VIA PRESS RELEASE | A&M/UMe celebrates the upcoming holidays in a merry big way with the release of the Carpenters’ Christmas Once More, an all-new Christmas collection featuring 16 timeless Carpenters holiday classics personally curated by Richard Carpenter.
Building upon the grand traditions of Christmas songs and holiday-themed albums recorded by legendary artists like Enrico Caruso (“O Holy Night”), Bessie Smith (“At the Christmas Ball”), Bing Crosby (“White Christmas”), Perry Como (“Home for the Holidays”), and Frank Sinatra (Christmas Songs By Sinatra), Karen and Richard Carpenter set out to make their own first seasonal LP in 1978 titled Christmas Portrait. Richard had a unique idea for creating a near-continuous work that would mix hymns, pop tunes, vocals, and instrumentals into a more flowing, inventive medley style.
In effect, the Carpenters came up with a modernized sound tapestry in which old and new traditions followed one another in surprising and pleasing ways. Their concept of making Christmas albums artfully reflected the eclectic ways American audiences experienced the season and its joyful music in the years when the Carpenters’ generation was growing up.
The key to the Carpenters’ Christmas sound would be found by way of the excellence in their orchestral arrangements. Richard Carpenter did some of them himself, while others were assigned to the gifted Peter Knight, who had collaborated with Carpenters before, as well as to the estimable veteran Billy May.

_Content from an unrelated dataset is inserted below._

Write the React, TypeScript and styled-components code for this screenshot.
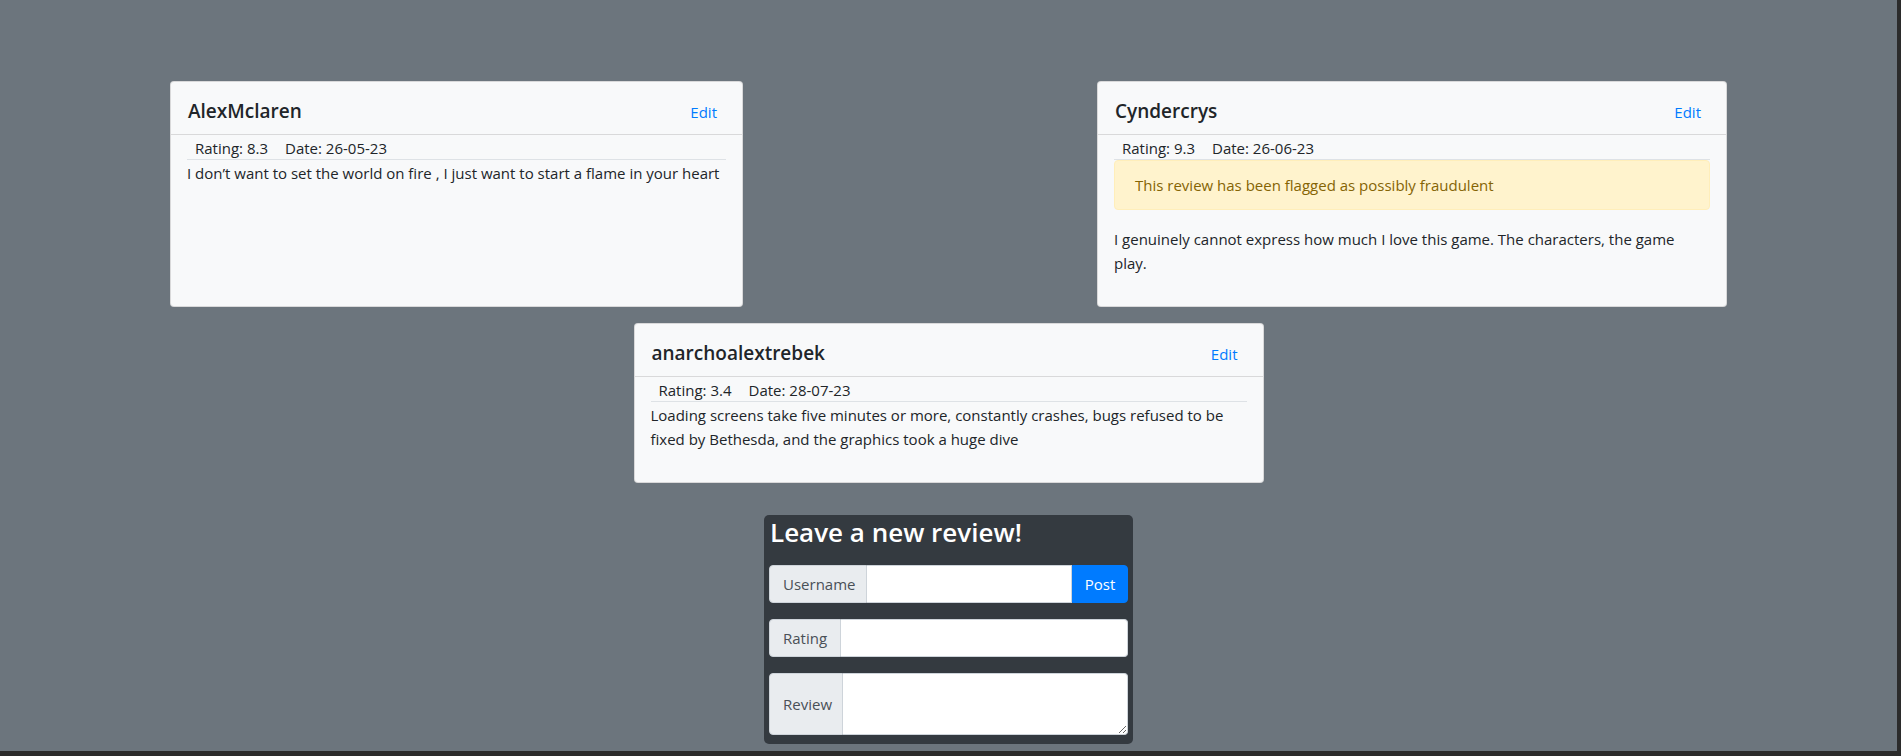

Yet all these innovative arrangements would be for naught without a consummate and versatile lead vocalist to perform the Christmas songs Richard had selected with emotion, vitality, poignance, and/or glee—and that’s where Karen Carpenter truly made her mark. Her amazing voice was able to convey the many moods and multiple emotions of Christmas—from the joy of Nativity to the glow of intimate reunion—in ways no one else could.
The voice that made songs like “Close To You” and “We’ve Only Just Begun” indelibly popular anthems of romantic love now brought a spiritual clarity and immediacy to hymns and carols like “Christ Is Born.” Karen’s instinctive vocal sensibility would also transform Irving Berlin’s “White Christmas” into something more like a prayer, as well as enable “Ave Maria” to sound more akin to a tribute to one’s own sainted mother.
“With Karen’s marvelous leads,” Richard has written, “combined with an oversize studio orchestra and chorus, terrific arrangements, and timeless music, Christmas Portrait was, and is, an almost incomparable Christmas album.” For his part, Richard would downplay his own contributions to Christmas Portrait, even suggesting it should have been billed and released as a Karen Carpenter solo album—but he was the one who conceived, produced, and saw this innovative project all the way through to its splendid completion. In fact, it’s Richard’s voice that begins the proceedings on Christmas Once More, with his twelve-voice, multi-overdubbed arrangement of “It Came Upon A Midnight Clear” leading into “Happy Holiday,” a song that ends on F# above middle-C—the exact same note Karen then sings to begin the irresistible “Christmas Waltz.” Observed Richard, “I like to connect these things when I can.”
Enough material was recorded during the Christmas Portrait sessions in 1978 to allow for the eventual release of a second Carpenters holiday album, An Old-Fashioned Christmas, in 1984, a year after Karen’s death, and it too was an international hit. Soon after, Christmas Portrait – The Special Edition combined tracks from both Carpenters’ seasonal LPs with some additional material for a sort of super-anthology that became yet another holiday perennial.
Now comes Christmas Once More, a 16-track best-of compilation from all the duo’s holiday platters. Whichever way you shake the music box, Richard and Karen’s Christmas Once More is richly satisfying.